The current probe converts the magnetic field generated by the movement of electrons in the conductor into a linear voltage output within the measuring range. By measuring the voltage value, the current value in the conductor is indirectly measured.

Lift the pin at one end of the component (usually an inductor or resistor), and then connect the lifted pin of the component and the pad with a coil of N turns. If the measured current is I, the actual current measurement value is I/N. If the number of turns is too small, the oscilloscope measurement value is small and the measurement may not be accurate enough. If the number of turns is too large, because the coil itself has DC or AC resistance, it will cause errors in the measurement results.

If the current being measured is a DC current, set the oscilloscope to DC coupling and the input impedance to 1MΩ. If the signal being measured is a high-frequency signal, use a passive probe with a 10:1 attenuation, which has a smaller parasitic capacitance. Because the cutoff frequency in the RC filter network is 1/(2π(RC)), the smaller the parasitic capacitance of the oscilloscope, the higher the cutoff frequency, and the smaller the attenuation of the high-frequency signal.

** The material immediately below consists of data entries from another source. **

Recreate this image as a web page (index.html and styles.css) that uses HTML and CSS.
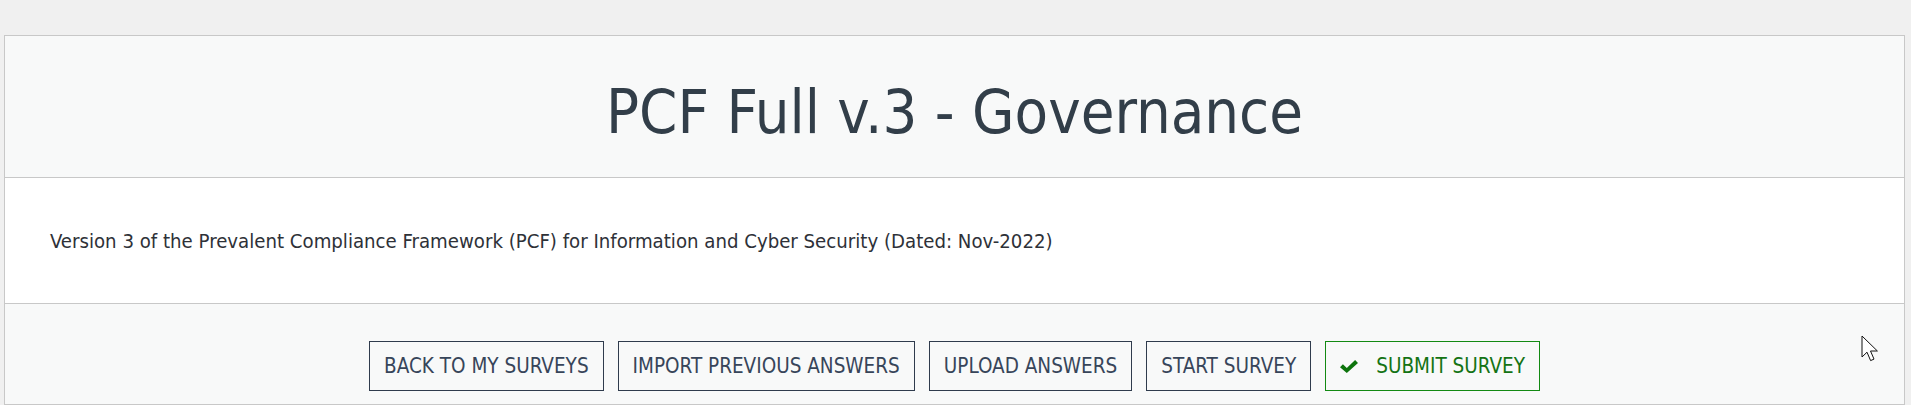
FILE: index.html
```html
<!DOCTYPE html>
<html lang="en">
<head>
<meta charset="utf-8">
<title>PCF Full v.3 - Governance</title>
<link rel="stylesheet" href="styles.css">
</head>
<body>
<main class="page">
  <section class="survey-card">
    <header class="survey-header">
      <h1 class="survey-title">PCF Full v.3 - Governance</h1>
    </header>
    <div class="survey-body">
      <p class="survey-desc">Version 3 of the Prevalent Compliance Framework (PCF) for Information and Cyber Security (Dated: Nov-2022)</p>
    </div>
    <footer class="survey-actions">
      <button class="btn" type="button">BACK TO MY SURVEYS</button>
      <button class="btn" type="button">IMPORT PREVIOUS ANSWERS</button>
      <button class="btn" type="button">UPLOAD ANSWERS</button>
      <button class="btn" type="button">START SURVEY</button>
      <button class="btn btn-submit" type="button">
        <svg class="check" viewBox="0 0 18 13" aria-hidden="true"><path d="M0 7.2 L2.9 4.3 L6.8 8.1 L15.1 0 L18 2.9 L6.8 13 Z"/></svg>
        <span>SUBMIT SURVEY</span>
      </button>
    </footer>
  </section>
  <svg class="cursor" viewBox="0 0 18 27" aria-hidden="true"><path d="M1 1 L1 22 L6 17.2 L9.6 25.6 L13 24.1 L9.5 16 L16.4 16 Z"/></svg>
</main>
</body>
</html>
```
FILE: styles.css
```css
html, body {
  margin: 0;
  padding: 0;
  background: #f0f0f0;
}
body {
  font-family: "DejaVu Sans Condensed", "DejaVu Sans", sans-serif;
  color: #333;
}
.page {
  position: relative;
  padding: 35px 6px 0 4px;
  height: 405px;
  box-sizing: border-box;
  overflow: hidden;
}
.survey-card {
  border: 1px solid #c8c8c8;
  background: #f8f9f9;
}
.survey-header {
  padding: 45px 0 35px;
  border-bottom: 1px solid #c8c8c8;
  text-align: center;
}
.survey-title {
  margin: 0;
  font-size: 61px;
  line-height: 61px;
  font-weight: normal;
  color: #323e49;
}
.survey-body {
  background: #fff;
  padding: 51px 45px 50px;
  border-bottom: 1px solid #c8c8c8;
}
.survey-desc {
  margin: 0;
  font-size: 20.2px;
  line-height: 24px;
  color: #2e3138;
}
.survey-actions {
  display: flex;
  justify-content: center;
  gap: 14px;
  padding: 37px 0 13px;
}
.btn {
  display: inline-flex;
  align-items: center;
  height: 50px;
  box-sizing: border-box;
  padding: 0 14px;
  border: 1px solid #2f3b4d;
  background: #f8f9f9;
  color: #37455a;
  font-family: "DejaVu Sans Condensed", "DejaVu Sans", sans-serif;
  font-size: 20.5px;
  line-height: 24px;
  border-radius: 0;
  cursor: pointer;
}
.btn-submit {
  border-color: #138a13;
  color: #147314;
  gap: 18px;
}
.check {
  width: 18px;
  height: 13px;
  fill: #0d740d;
}
.cursor {
  position: absolute;
  left: 1861px;
  top: 335px;
  width: 18px;
  height: 27px;
}
.cursor path {
  fill: #fff;
  stroke: #111;
  stroke-width: 1;
  stroke-linejoin: miter;
}
```
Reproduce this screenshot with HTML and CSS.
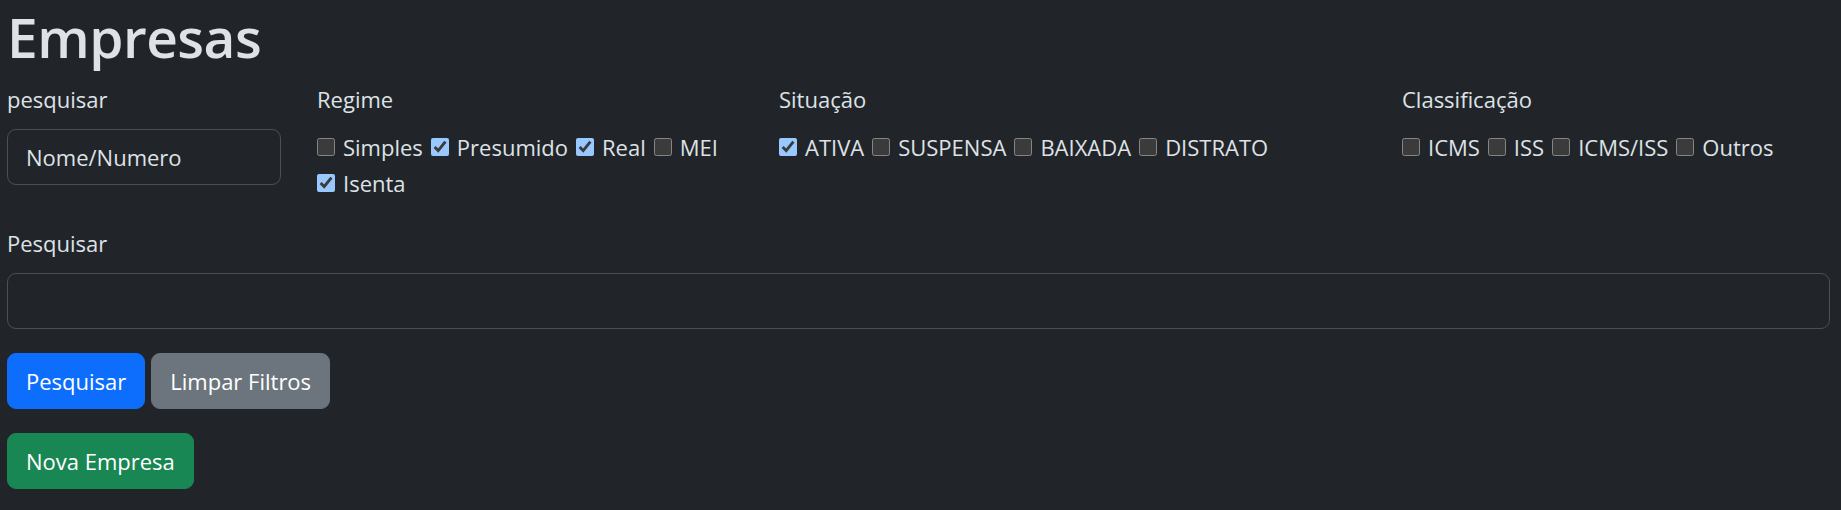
FILE: index.html
```html
<!DOCTYPE html>
<html lang="pt-BR">
<head>
<meta charset="utf-8">
<title>Empresas</title>
<link rel="stylesheet" href="styles.css">
</head>
<body>
<main class="page">
  <h1 class="title">Empresas</h1>
  <div class="filters">
    <div class="col">
      <label class="label" for="q">pesquisar</label>
      <input class="field" id="q" type="text" value="Nome/Numero">
    </div>
    <div class="col">
      <div class="label">Regime</div>
      <div class="checks">
        <label class="check"><input type="checkbox">Simples</label>
        <label class="check"><input type="checkbox" checked>Presumido</label>
        <label class="check"><input type="checkbox" checked>Real</label>
        <label class="check"><input type="checkbox">MEI</label>
        <label class="check"><input type="checkbox" checked>Isenta</label>
      </div>
    </div>
    <div class="col">
      <div class="label">Situação</div>
      <div class="checks">
        <label class="check"><input type="checkbox" checked>ATIVA</label>
        <label class="check"><input type="checkbox">SUSPENSA</label>
        <label class="check"><input type="checkbox">BAIXADA</label>
        <label class="check"><input type="checkbox">DISTRATO</label>
      </div>
    </div>
    <div class="col">
      <div class="label">Classificação</div>
      <div class="checks">
        <label class="check"><input type="checkbox">ICMS</label>
        <label class="check"><input type="checkbox">ISS</label>
        <label class="check"><input type="checkbox">ICMS/ISS</label>
        <label class="check"><input type="checkbox">Outros</label>
      </div>
    </div>
  </div>
  <div class="search">
    <label class="label" for="s">Pesquisar</label>
    <input class="field wide" id="s" type="text">
  </div>
  <div class="actions">
    <button class="btn btn-blue" type="button">Pesquisar</button>
    <button class="btn btn-grey" type="button">Limpar Filtros</button>
  </div>
  <div class="actions">
    <button class="btn btn-green" type="button">Nova Empresa</button>
  </div>
</main>
</body>
</html>
```

FILE: styles.css
```css
html, body {
  margin: 0;
  padding: 0;
  background: #212529;
  color-scheme: dark;
}
body {
  color: #dee2e6;
  font-family: "Open Sans", "Noto Sans", "Liberation Sans", sans-serif;
  font-size: 22px;
  line-height: 36px;
}
.page {
  padding: 1px 11px 0 7px;
}
.title {
  margin: 0 0 8px;
  font-size: 55px;
  line-height: 72px;
  font-weight: 600;
  letter-spacing: -0.5px;
  color: #dee2e6;
}
.filters {
  display: grid;
  grid-template-columns: 274px 426px 587px 1fr;
  column-gap: 36px;
  margin-bottom: 24px;
}
.label {
  display: block;
  margin-bottom: 12px;
}
.field {
  display: block;
  box-sizing: border-box;
  width: 100%;
  height: 56px;
  padding: 9px 18px;
  font: inherit;
  color: #dee2e6;
  background: #212529;
  border: 1.5px solid #495057;
  border-radius: 9px;
  outline: none;
}
.checks {
  display: flex;
  flex-wrap: wrap;
  column-gap: 8px;
}
.check {
  display: inline-flex;
  align-items: center;
  gap: 8px;
  height: 36px;
}
.check input {
  width: 18px;
  height: 18px;
  margin: 0;
  color-scheme: dark;
}
.search {
  margin-bottom: 24px;
}
.actions {
  display: flex;
  gap: 6px;
  margin-bottom: 24px;
}
.btn {
  box-sizing: border-box;
  height: 56px;
  padding: 9px 18px;
  font: inherit;
  color: #fff;
  border: 1.5px solid transparent;
  border-radius: 9px;
}
.btn-blue { background: #0d6efd; border-color: #0d6efd; }
.btn-grey { background: #6c757d; border-color: #6c757d; }
.btn-green { background: #198754; border-color: #198754; }
```
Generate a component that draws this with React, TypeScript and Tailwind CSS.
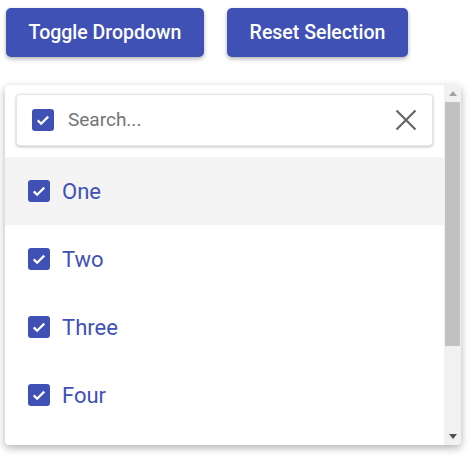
import React, { useState } from 'react';

const options = ['One', 'Two', 'Three', 'Four'];

const CheckBox: React.FC<{ checked: boolean }> = ({ checked }) => (
  <span
    className={`flex h-[22px] w-[22px] shrink-0 items-center justify-center rounded-[3px] ${
      checked ? 'bg-[#3f51b5]' : 'border-2 border-[#757575] bg-white'
    }`}
  >
    {checked && (
      <svg viewBox="0 0 24 24" className="h-[18px] w-[18px]" fill="none" stroke="white" strokeWidth={3}>
        <path d="M5 12.5l4.5 4.5L19 7.5" />
      </svg>
    )}
  </span>
);

const App: React.FC = () => {
  const [open, setOpen] = useState(true);
  const [selected, setSelected] = useState<string[]>(options);
  const [query, setQuery] = useState('');

  const toggle = (opt: string) =>
    setSelected((prev) => (prev.includes(opt) ? prev.filter((o) => o !== opt) : [...prev, opt]));

  const visible = options.filter((o) => o.toLowerCase().includes(query.toLowerCase()));

  return (
    <div className="min-h-screen bg-white font-['Roboto',sans-serif]">
      <div className="flex gap-[23px] pl-[6px] pt-[8px]">
        <button
          onClick={() => setOpen(!open)}
          className="h-[49px] w-[198px] rounded-[5px] bg-[#3f51b5] text-[19.5px] font-medium text-white shadow-[0_2px_4px_rgba(0,0,0,0.3)]"
        >
          Toggle Dropdown
        </button>
        <button
          onClick={() => setSelected(options)}
          className="h-[49px] w-[181px] rounded-[5px] bg-[#3f51b5] text-[19.5px] font-medium text-white shadow-[0_2px_4px_rgba(0,0,0,0.3)]"
        >
          Reset Selection
        </button>
      </div>

      {open && (
        <div className="ml-[5px] mt-[28px] flex h-[360px] w-[456px] rounded-[4px] bg-white shadow-[0_3px_8px_rgba(0,0,0,0.3)]">
          <div className="flex flex-1 flex-col overflow-hidden">
            {/* Search header */}
            <div className="shrink-0 px-[11px] pb-[11px] pt-[9px]">
              <div className="flex h-[52px] items-center rounded-[4px] border border-[#e6e6e6] bg-white pl-[15px] pr-[14px] shadow-[0_1px_3px_rgba(0,0,0,0.25)]">
                <CheckBox checked={selected.length === options.length} />
                <input
                  value={query}
                  onChange={(e) => setQuery(e.target.value)}
                  placeholder="Search..."
                  className="ml-[14px] flex-1 bg-transparent text-[19px] text-[#333] outline-none placeholder:text-[#757575]"
                />
                <button onClick={() => setQuery('')} className="flex h-[24px] w-[24px] items-center justify-center">
                  <svg viewBox="0 0 24 24" className="h-[24px] w-[24px]" fill="none" stroke="#666" strokeWidth={2.2}>
                    <path d="M2.5 2.5l19 19M21.5 2.5l-19 19" />
                  </svg>
                </button>
              </div>
            </div>

            {/* Options */}
            {visible.map((opt, i) => (
              <div
                key={opt}
                onClick={() => toggle(opt)}
                className={`flex h-[68px] shrink-0 cursor-pointer items-center gap-[12px] pl-[23px] ${
                  i === 0 ? 'bg-[#f4f4f4]' : 'bg-white'
                }`}
              >
                <CheckBox checked={selected.includes(opt)} />
                <span className="text-[22px] text-[#3f51b5]">{opt}</span>
              </div>
            ))}
          </div>

          {/* Scrollbar */}
          <div className="flex w-[17px] shrink-0 flex-col items-center rounded-r-[4px] bg-[#f1f1f1]">
            <div className="flex h-[17px] items-center justify-center">
              <svg viewBox="0 0 8 5" className="h-[5px] w-[8px]">
                <path d="M0 5L4 0l4 5z" fill="#a3a3a3" />
              </svg>
            </div>
            <div className="h-[244px] w-[15px] bg-[#c1c1c1]" />
            <div className="flex-1" />
            <div className="flex h-[17px] items-center justify-center">
              <svg viewBox="0 0 8 5" className="h-[5px] w-[8px]">
                <path d="M0 0h8L4 5z" fill="#505050" />
              </svg>
            </div>
          </div>
        </div>
      )}
    </div>
  );
};

export default App;
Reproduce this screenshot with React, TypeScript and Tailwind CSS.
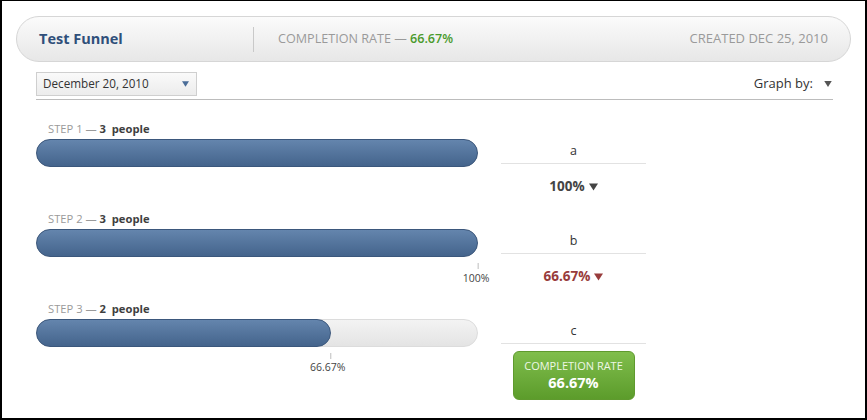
import React from "react";

type Step = {
  n: number;
  people: number;
  pct: number;
  letter: string;
  tick?: string;
};

const steps: Step[] = [
  { n: 1, people: 3, pct: 100, letter: "a" },
  { n: 2, people: 3, pct: 100, letter: "b", tick: "100%" },
  { n: 3, people: 2, pct: 66.67, letter: "c", tick: "66.67%" },
];

const Arrow = ({ className }: { className?: string }) => (
  <svg viewBox="0 0 10 8" className={className} fill="currentColor">
    <path d="M0 0h10L5 8z" />
  </svg>
);

const FunnelRow = ({ step, last }: { step: Step; last: boolean }) => {
  return (
    <div className="flex h-[90px]">
      {/* bar column */}
      <div className="w-[442px]">
        <div className="h-[17px] pl-3 text-[11.2px] leading-[14px]">
          <span className="text-[#9a9a9a]">STEP {step.n} — </span>
          <span className="font-bold text-[#3f3f3f]">{step.people}&nbsp; people</span>
        </div>
        <div className="relative h-[28px] rounded-full border border-[#dcdcdc] bg-gradient-to-b from-[#f3f3f3] to-[#e4e4e4]">
          <div
            className="absolute -top-px -left-px -bottom-px rounded-full border border-[#3b577c] bg-gradient-to-b from-[#6485ad] to-[#44648c]"
            style={{ width: `calc(${step.pct}% + 2px)` }}
          />
        </div>
        {step.tick && (
          <div className="relative h-[30px]">
            <div
              className="absolute top-[6px] flex -translate-x-1/2 flex-col items-center"
              style={{ left: `${step.pct}%` }}
            >
              <div className="h-[6px] w-px bg-[#bdbdbd]" />
              <div
                className={
                  step.pct === 100
                    ? "mt-[2px] translate-x-[-2px] text-[10.5px] leading-[14px] text-[#444]"
                    : "mt-[1px] translate-x-[-3px] text-[10.5px] leading-[14px] text-[#444]"
                }
              >
                {step.tick}
              </div>
            </div>
          </div>
        )}
      </div>
      {/* result column */}
      <div className="ml-[23px] w-[145px] pt-[17px]">
        <div className="flex h-[25px] items-center justify-center border-b border-[#e2e2e2] text-[12.5px] text-[#333]">
          {step.letter}
        </div>
        {last ? (
          <div className="mx-auto mt-[7px] flex h-[49px] w-[122px] flex-col items-center justify-center rounded-[6px] border border-[#5f9a2e] bg-gradient-to-b from-[#80be4c] to-[#5c9c2b] text-white">
            <div className="text-[11px] leading-[15px] text-[#eef7e6]">COMPLETION RATE</div>
            <div className="text-[14.5px] font-bold leading-[20px]">66.67%</div>
          </div>
        ) : (
          <div
            className={
              "mt-[14px] flex items-center justify-center gap-[4px] text-[13.5px] font-bold leading-[16px] " +
              (step.n === 1 ? "text-[#444]" : "text-[#983c3c]")
            }
          >
            {step.n === 1 ? "100%" : "66.67%"}
            <Arrow className="mt-[2px] h-[8px] w-[9px]" />
          </div>
        )}
      </div>
    </div>
  );
};

export default function App() {
  return (
    <div
      className="h-[420px] w-[867px] border-t border-r-2 border-b-2 border-l-2 border-black bg-white"
      style={{ fontFamily: "'Open Sans', 'DejaVu Sans', sans-serif" }}
    >
      {/* header pill */}
      <div className="mx-[14px] mt-[15px] flex h-[46px] items-center rounded-full border border-[#d6d6d6] bg-gradient-to-b from-[#fbfbfb] to-[#e7e7e7]">
        <div className="w-[236px] pl-[22px] text-[14.5px] font-bold text-[#2f4f7a]">Test Funnel</div>
        <div className="h-[25px] w-px bg-[#c9c9c9]" />
        <div className="pl-[24px] text-[12.6px] text-[#9a9a9a]">
          COMPLETION RATE — <span className="font-semibold text-[#4a9a2c]">66.67%</span>
        </div>
        <div className="ml-auto pr-[22px] text-[13px] text-[#9a9a9a]">CREATED DEC 25, 2010</div>
      </div>

      {/* toolbar */}
      <div className="ml-[34px] mr-[32px] mt-[10px] flex items-center justify-between border-b border-[#bcbcbc] pb-[3px]">
        <div className="flex h-[24px] w-[161px] items-center justify-between border border-[#cfcfcf] bg-gradient-to-b from-[#fafafa] to-[#ececec] pl-[6px] pr-[7px] text-[11.7px] text-[#333]">
          December 20, 2010
          <Arrow className="h-[6px] w-[7px] text-[#4a6d98]" />
        </div>
        <div className="flex items-center gap-[10px] text-[13px] text-[#333]">
          Graph by:
          <Arrow className="h-[6px] w-[10px] text-[#555]" />
        </div>
      </div>

      {/* funnel */}
      <div className="ml-[34px] mt-[22px]">
        {steps.map((s, i) => (
          <FunnelRow key={s.n} step={s} last={i === steps.length - 1} />
        ))}
      </div>
    </div>
  );
}
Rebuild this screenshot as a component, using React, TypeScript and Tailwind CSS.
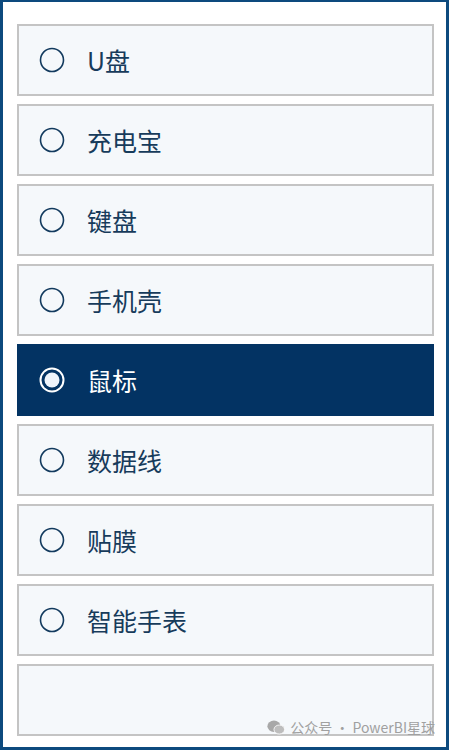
import { useState } from 'react';

const items = ['U盘', '充电宝', '键盘', '手机壳', '鼠标', '数据线', '贴膜', '智能手表'];

function Radio({ on }: { on: boolean }) {
  return (
    <svg width="28" height="28" viewBox="0 0 28 28" className="shrink-0">
      {on ? (
        <>
          <circle cx="14" cy="14" r="11.5" fill="none" stroke="#ffffff" strokeWidth="2" />
          <circle cx="14" cy="14" r="7.5" fill="#eef4fb" />
        </>
      ) : (
        <circle cx="14" cy="14" r="11.5" fill="none" stroke="#123a5e" strokeWidth="1.6" />
      )}
    </svg>
  );
}

function App() {
  const [selected, setSelected] = useState('鼠标');

  return (
    <div className="w-[449px] h-[750px] bg-white border-l-[3px] border-r-[3px] border-t-2 border-b-[3px] border-[#0d4a7e] overflow-hidden relative">
      {/* Slicer tiles */}
      <div className="flex flex-col gap-2 pl-[14px] pr-[12px] pt-[22px]">
        {items.map((name) => {
          const on = name === selected;
          return (
            <button
              key={name}
              onClick={() => setSelected(name)}
              className={
                'h-[72px] flex items-center gap-[21px] pl-[19px] text-left border-2 ' +
                (on ? 'bg-[#033363] border-[#033363] text-white' : 'bg-[#f5f8fb] border-[#c4c4c4] text-[#173b5b]')
              }
            >
              <Radio on={on} />
              <span className="text-[25px] leading-none font-['Noto_Sans_CJK_SC',sans-serif]">{name}</span>
            </button>
          );
        })}
        <div className="h-[72px] border-2 border-[#c4c4c4] bg-[#f5f8fb]" />
      </div>

      {/* Watermark */}
      <div className="absolute right-[11px] bottom-[9px] flex items-center gap-[5px] text-[14px] text-[#a0a0a0] font-['Noto_Sans_CJK_SC',sans-serif]">
        <svg width="18" height="15" viewBox="0 0 22 18">
          <ellipse cx="8.5" cy="7.5" rx="8" ry="7" fill="#a8a8a8" />
          <ellipse cx="15" cy="11.5" rx="6.5" ry="5.5" fill="#bdbdbd" stroke="#fff" strokeWidth="1" />
        </svg>
        <span>公众号 · PowerBI星球</span>
      </div>
    </div>
  );
}

export default App;
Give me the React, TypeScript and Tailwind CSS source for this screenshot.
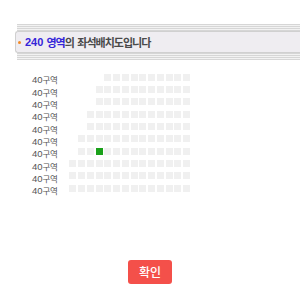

If the tested signal is a low-frequency signal (less than 20MHz), in order to observe a clearer and more accurate waveform, you need to set the oscilloscope to "bandwidth limit". If the tested signal is a high-frequency signal (greater than 20MHz), there is no need to set the bandwidth limit.

If the measured signal is a small non-periodic signal, it is easily disturbed by noise, and it is not easy to measure accurately with cursors. To solve this problem, high-resolution sampling mode can be used, that is, the average value of a number of consecutive sampling points is calculated, and the high-frequency components are averaged, so this operation is equivalent to passing through a low-pass filter.

In order to observe the details of the signal more clearly, the storage depth can be maximized. When the time base and the number of horizontal grids are constant, the time the signal is displayed on the oscilloscope is constant. If the storage speed is higher, it means that more signal points can be collected during this period of time, that is, the sampling rate of the signal is higher, so the collected signal waveform is clearer.

According to the size of the signal, set the appropriate vertical coordinate, and it is best if the signal can cover 3 grids.

Before using the current probe, you need to perform a zero calibration, as shown in Figure 1, "ZEROADJ". If the current probe is marked as 0.1V/A, the probe on the oscilloscope should also be set to 0.1V/A.

Figure 1 Current probe interface

Hook the coil with the hook of the current probe and tighten the current probe.